-- start --

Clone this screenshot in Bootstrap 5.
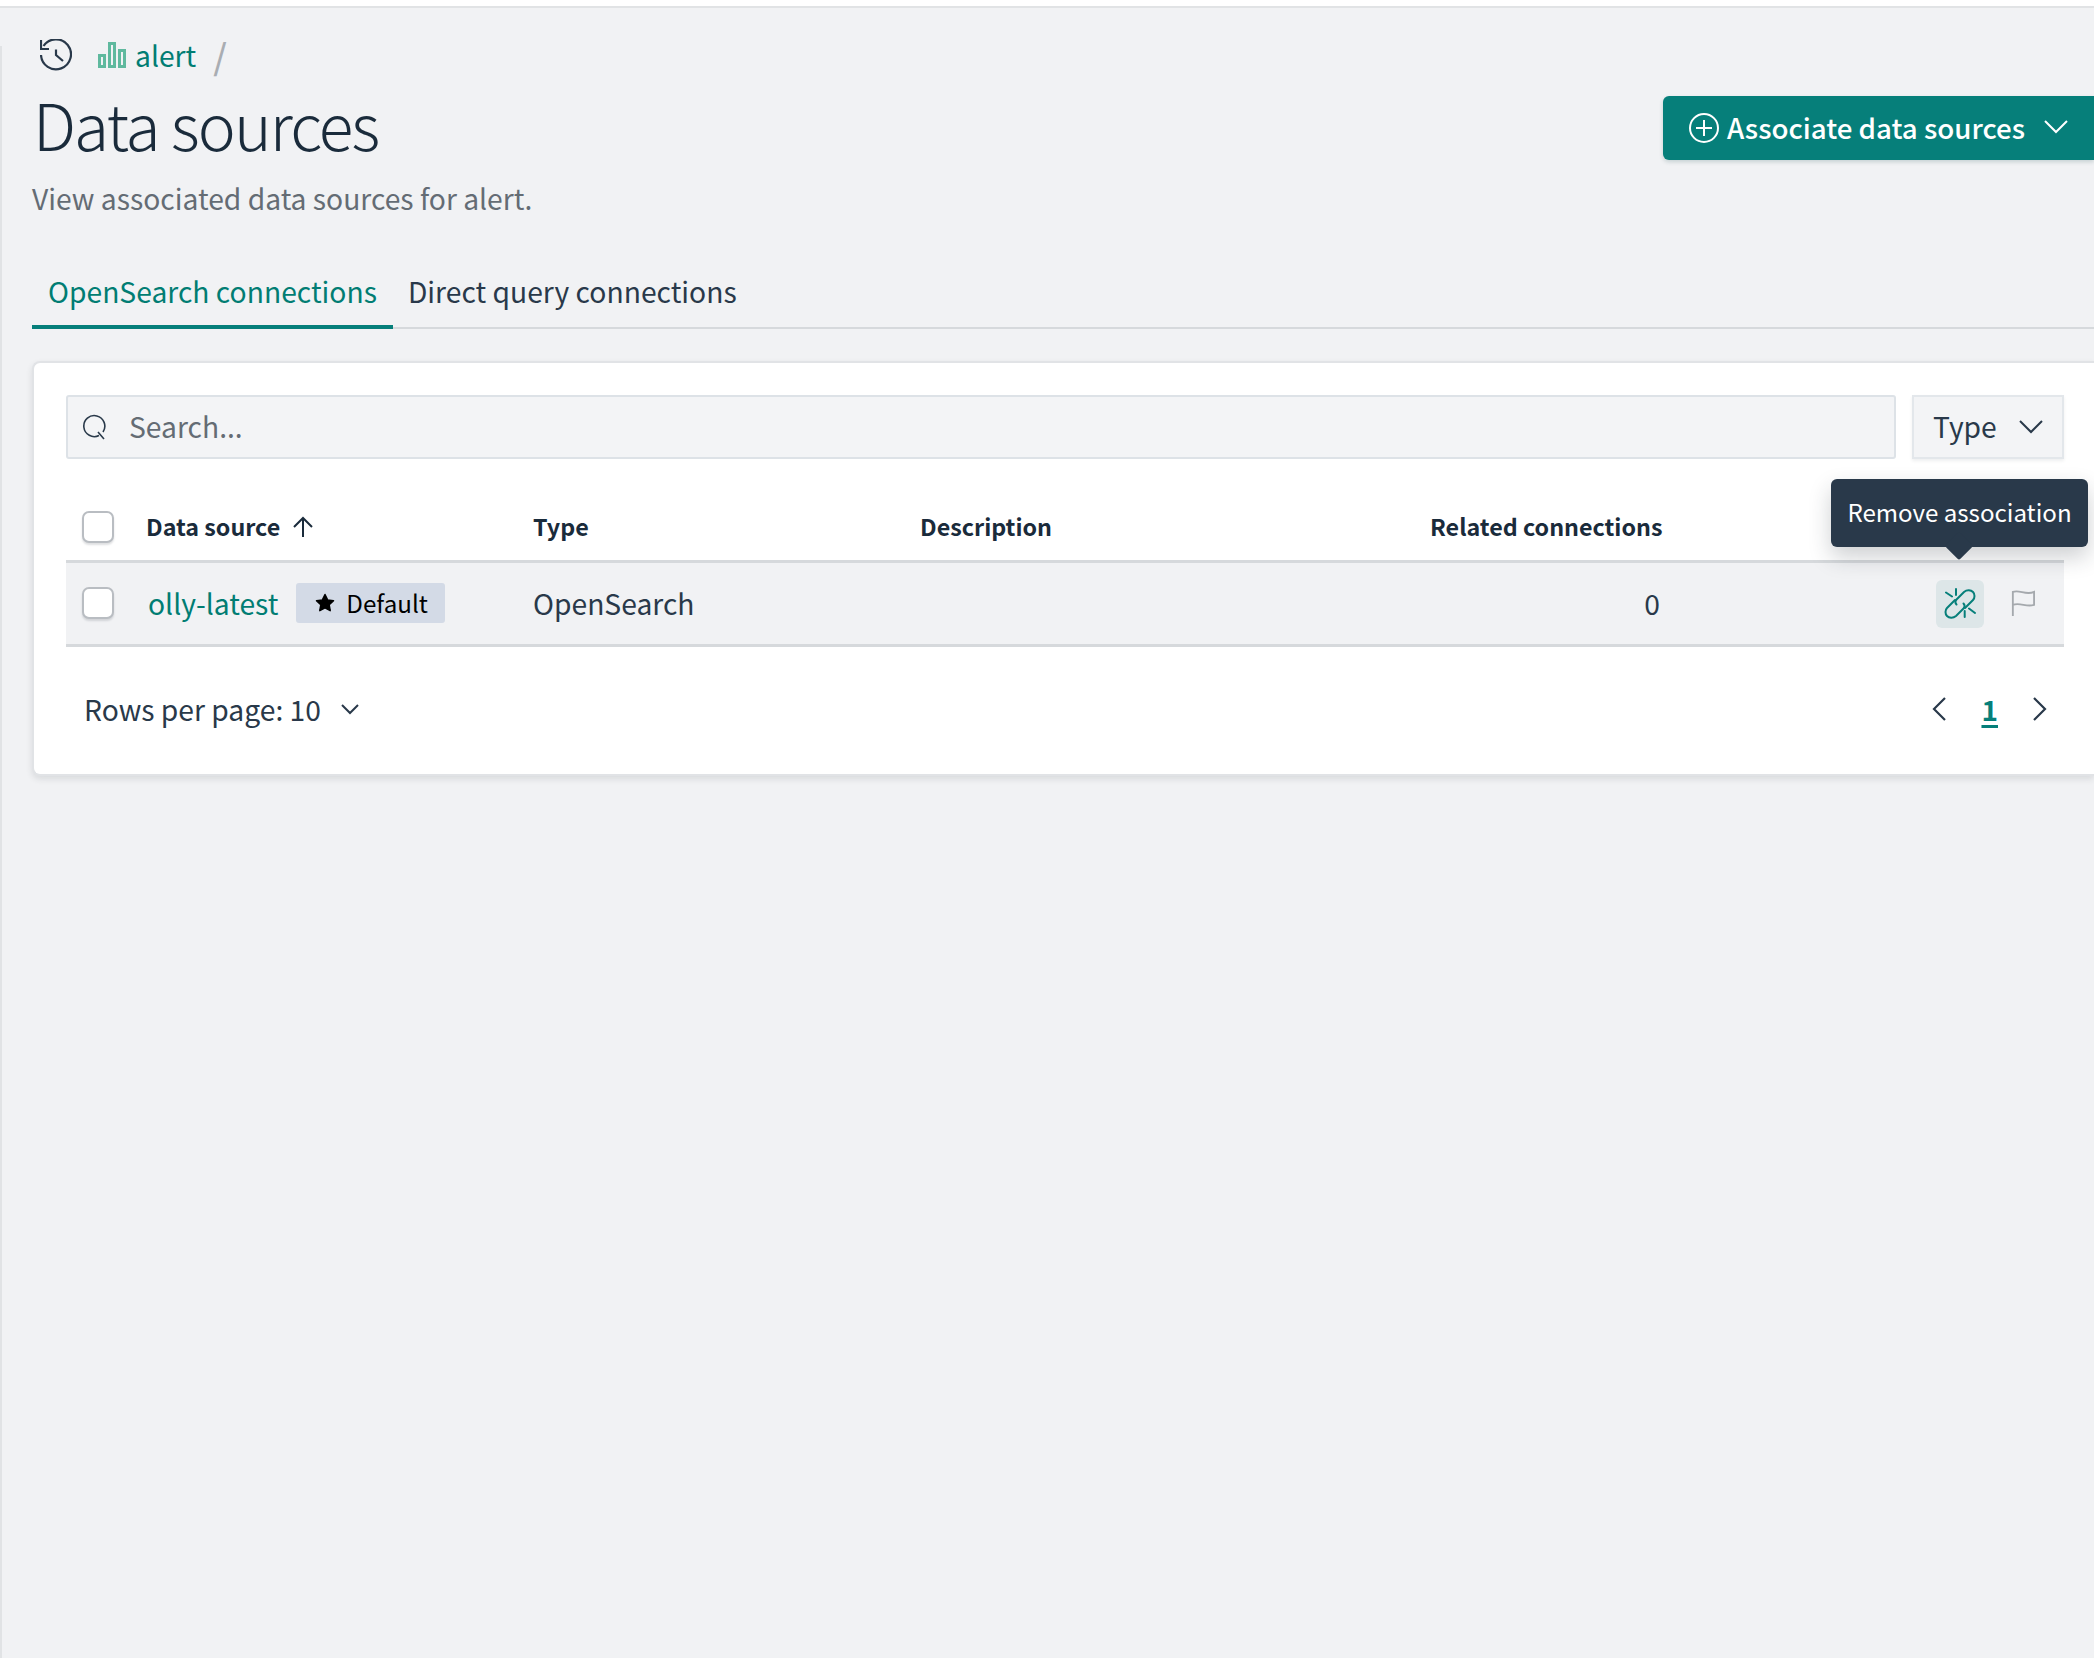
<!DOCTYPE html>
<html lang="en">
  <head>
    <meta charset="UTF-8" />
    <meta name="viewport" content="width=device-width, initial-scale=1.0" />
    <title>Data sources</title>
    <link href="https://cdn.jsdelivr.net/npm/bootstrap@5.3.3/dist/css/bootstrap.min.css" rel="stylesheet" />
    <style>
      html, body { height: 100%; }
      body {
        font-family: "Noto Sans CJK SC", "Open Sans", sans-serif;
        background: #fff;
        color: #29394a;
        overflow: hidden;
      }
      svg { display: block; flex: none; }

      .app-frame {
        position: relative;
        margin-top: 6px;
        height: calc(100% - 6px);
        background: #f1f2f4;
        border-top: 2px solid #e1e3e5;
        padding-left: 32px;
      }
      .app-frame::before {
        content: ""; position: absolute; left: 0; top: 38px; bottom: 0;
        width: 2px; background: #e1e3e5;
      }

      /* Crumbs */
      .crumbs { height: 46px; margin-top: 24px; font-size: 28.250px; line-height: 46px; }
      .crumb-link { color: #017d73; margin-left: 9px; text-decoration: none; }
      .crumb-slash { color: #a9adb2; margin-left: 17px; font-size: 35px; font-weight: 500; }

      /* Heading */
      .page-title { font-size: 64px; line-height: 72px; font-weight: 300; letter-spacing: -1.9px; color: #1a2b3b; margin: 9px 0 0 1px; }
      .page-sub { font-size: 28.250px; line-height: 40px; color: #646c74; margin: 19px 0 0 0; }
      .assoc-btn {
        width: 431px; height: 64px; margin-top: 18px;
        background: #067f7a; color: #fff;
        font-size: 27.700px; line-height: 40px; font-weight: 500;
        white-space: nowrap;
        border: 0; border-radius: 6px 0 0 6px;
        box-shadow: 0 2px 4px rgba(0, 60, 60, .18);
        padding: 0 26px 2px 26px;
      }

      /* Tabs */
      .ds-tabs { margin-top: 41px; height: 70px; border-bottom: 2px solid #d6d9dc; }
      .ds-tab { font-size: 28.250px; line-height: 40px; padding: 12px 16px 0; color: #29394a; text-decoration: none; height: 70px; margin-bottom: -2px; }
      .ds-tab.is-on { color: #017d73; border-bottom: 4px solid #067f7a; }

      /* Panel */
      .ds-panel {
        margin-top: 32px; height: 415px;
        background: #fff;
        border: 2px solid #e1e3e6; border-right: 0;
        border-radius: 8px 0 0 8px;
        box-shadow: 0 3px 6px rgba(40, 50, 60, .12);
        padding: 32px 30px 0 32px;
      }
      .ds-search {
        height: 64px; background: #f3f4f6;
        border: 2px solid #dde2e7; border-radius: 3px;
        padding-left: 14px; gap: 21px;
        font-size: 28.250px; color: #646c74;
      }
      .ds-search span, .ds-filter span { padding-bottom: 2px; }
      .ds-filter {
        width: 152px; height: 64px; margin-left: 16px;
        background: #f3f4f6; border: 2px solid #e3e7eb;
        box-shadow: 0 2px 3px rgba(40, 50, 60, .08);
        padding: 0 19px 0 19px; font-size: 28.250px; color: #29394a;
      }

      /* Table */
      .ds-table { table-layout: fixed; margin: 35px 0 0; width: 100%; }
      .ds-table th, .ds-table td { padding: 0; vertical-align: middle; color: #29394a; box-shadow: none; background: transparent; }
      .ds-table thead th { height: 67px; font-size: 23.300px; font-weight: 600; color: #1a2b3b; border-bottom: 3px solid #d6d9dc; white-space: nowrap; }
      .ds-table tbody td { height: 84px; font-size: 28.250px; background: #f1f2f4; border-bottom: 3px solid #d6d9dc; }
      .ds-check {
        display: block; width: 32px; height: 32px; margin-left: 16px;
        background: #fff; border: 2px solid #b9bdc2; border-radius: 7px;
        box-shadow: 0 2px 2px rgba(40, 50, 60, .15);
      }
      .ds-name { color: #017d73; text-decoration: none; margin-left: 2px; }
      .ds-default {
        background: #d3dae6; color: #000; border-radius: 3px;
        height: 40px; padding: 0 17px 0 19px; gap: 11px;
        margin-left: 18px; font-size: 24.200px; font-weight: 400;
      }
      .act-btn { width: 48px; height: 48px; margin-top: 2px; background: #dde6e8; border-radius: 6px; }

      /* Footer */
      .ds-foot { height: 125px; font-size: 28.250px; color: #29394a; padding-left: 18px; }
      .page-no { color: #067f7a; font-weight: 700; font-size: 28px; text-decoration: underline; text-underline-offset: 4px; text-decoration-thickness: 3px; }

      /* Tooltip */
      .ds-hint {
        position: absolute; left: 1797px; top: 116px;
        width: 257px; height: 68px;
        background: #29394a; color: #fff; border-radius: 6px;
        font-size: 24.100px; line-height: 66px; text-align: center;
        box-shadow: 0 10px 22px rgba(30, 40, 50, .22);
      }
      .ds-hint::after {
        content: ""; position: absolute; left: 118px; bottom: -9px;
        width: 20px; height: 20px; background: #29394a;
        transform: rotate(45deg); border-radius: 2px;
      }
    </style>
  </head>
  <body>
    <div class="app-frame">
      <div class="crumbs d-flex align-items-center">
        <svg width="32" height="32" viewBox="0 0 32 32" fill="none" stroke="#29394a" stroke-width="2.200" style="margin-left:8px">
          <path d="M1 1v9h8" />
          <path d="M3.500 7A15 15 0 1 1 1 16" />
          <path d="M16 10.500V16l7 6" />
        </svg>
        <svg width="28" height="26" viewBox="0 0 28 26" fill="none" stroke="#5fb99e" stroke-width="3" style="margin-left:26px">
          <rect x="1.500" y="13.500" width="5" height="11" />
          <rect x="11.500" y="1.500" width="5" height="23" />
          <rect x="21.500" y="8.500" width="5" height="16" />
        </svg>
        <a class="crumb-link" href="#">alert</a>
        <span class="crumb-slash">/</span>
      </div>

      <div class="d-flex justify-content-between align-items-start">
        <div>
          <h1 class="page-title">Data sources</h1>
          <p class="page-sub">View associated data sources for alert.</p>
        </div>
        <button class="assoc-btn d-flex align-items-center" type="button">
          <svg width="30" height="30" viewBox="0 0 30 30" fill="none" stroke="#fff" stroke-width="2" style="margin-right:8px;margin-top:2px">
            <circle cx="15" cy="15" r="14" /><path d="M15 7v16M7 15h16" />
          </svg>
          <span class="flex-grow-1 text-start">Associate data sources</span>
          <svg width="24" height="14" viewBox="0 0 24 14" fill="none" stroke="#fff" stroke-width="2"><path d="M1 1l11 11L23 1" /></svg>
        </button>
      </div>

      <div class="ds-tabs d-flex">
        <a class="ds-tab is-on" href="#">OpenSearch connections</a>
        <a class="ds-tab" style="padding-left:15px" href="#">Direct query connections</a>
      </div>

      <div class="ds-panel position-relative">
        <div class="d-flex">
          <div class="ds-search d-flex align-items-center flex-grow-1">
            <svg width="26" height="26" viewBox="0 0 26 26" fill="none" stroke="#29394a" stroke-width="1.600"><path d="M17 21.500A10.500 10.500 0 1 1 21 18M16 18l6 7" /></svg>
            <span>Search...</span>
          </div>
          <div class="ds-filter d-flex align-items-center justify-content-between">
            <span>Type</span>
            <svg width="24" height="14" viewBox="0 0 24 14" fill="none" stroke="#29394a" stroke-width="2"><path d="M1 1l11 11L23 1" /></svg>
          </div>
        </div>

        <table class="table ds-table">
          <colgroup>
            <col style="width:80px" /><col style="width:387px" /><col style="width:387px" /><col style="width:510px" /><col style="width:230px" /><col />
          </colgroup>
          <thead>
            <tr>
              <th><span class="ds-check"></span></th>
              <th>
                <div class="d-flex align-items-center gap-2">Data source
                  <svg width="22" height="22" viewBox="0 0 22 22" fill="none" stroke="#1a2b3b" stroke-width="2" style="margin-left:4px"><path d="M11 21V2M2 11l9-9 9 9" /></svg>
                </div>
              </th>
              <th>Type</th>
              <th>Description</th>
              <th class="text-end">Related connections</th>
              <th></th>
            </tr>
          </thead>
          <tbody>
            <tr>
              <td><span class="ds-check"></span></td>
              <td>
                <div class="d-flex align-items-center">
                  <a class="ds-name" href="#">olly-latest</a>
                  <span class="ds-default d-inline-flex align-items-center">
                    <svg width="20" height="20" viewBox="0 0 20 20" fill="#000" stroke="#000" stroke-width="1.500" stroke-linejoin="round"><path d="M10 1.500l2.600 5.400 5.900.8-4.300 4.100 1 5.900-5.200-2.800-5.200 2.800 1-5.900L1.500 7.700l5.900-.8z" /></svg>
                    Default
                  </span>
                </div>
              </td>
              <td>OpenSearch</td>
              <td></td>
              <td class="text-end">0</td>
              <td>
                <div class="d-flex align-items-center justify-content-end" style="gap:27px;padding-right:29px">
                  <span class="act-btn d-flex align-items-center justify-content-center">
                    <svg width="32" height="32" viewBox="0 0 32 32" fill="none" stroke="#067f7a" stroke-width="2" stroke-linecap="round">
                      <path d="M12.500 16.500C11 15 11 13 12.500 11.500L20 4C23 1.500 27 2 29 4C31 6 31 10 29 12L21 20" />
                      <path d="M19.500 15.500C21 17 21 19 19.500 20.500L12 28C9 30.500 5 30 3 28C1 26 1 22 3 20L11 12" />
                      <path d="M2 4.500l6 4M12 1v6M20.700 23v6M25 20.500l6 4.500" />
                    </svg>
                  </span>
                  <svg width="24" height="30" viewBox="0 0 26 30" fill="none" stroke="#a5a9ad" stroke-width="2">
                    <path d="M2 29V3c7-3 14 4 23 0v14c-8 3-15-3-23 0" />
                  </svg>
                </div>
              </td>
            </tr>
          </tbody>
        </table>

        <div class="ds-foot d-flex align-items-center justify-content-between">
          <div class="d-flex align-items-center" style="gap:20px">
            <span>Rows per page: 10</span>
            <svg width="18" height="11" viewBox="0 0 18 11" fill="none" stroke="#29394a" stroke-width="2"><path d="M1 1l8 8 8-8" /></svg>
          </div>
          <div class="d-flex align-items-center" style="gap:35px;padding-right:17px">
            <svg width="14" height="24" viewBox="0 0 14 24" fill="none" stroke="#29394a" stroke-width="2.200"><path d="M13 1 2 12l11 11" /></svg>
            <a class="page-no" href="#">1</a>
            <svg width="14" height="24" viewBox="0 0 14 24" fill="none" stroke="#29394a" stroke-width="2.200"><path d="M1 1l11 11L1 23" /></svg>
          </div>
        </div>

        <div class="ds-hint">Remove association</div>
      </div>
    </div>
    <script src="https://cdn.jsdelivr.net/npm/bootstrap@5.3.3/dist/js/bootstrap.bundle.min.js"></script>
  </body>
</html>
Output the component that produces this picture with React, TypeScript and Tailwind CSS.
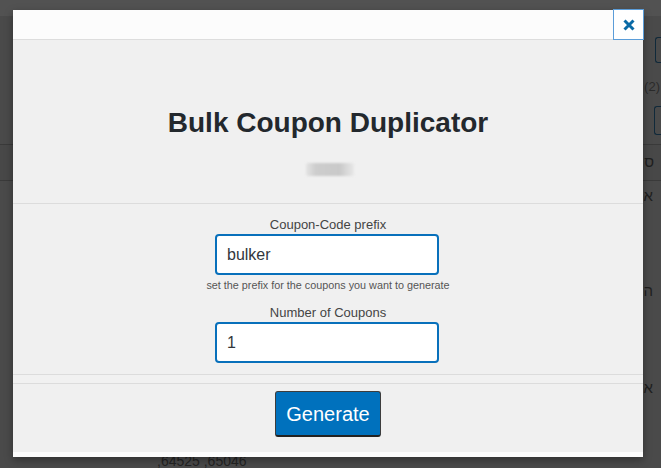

-- end --

- _TASK TO COMPLETE_
Write out the lines from the start of the material to the line with "block; flex: none;", inclusive and exactly. Skip the pictures.

- _WRITTEN SOLUTION_
Clone this screenshot in Bootstrap 5.
<!DOCTYPE html>
<html lang="en">
  <head>
    <meta charset="UTF-8" />
    <meta name="viewport" content="width=device-width, initial-scale=1.0" />
    <title>Data sources</title>
    <link href="https://cdn.jsdelivr.net/npm/bootstrap@5.3.3/dist/css/bootstrap.min.css" rel="stylesheet" />
    <style>
      html, body { height: 100%; }
      body {
        font-family: "Noto Sans CJK SC", "Open Sans", sans-serif;
        background: #fff;
        color: #29394a;
        overflow: hidden;
      }
      svg { display: block; flex: none; }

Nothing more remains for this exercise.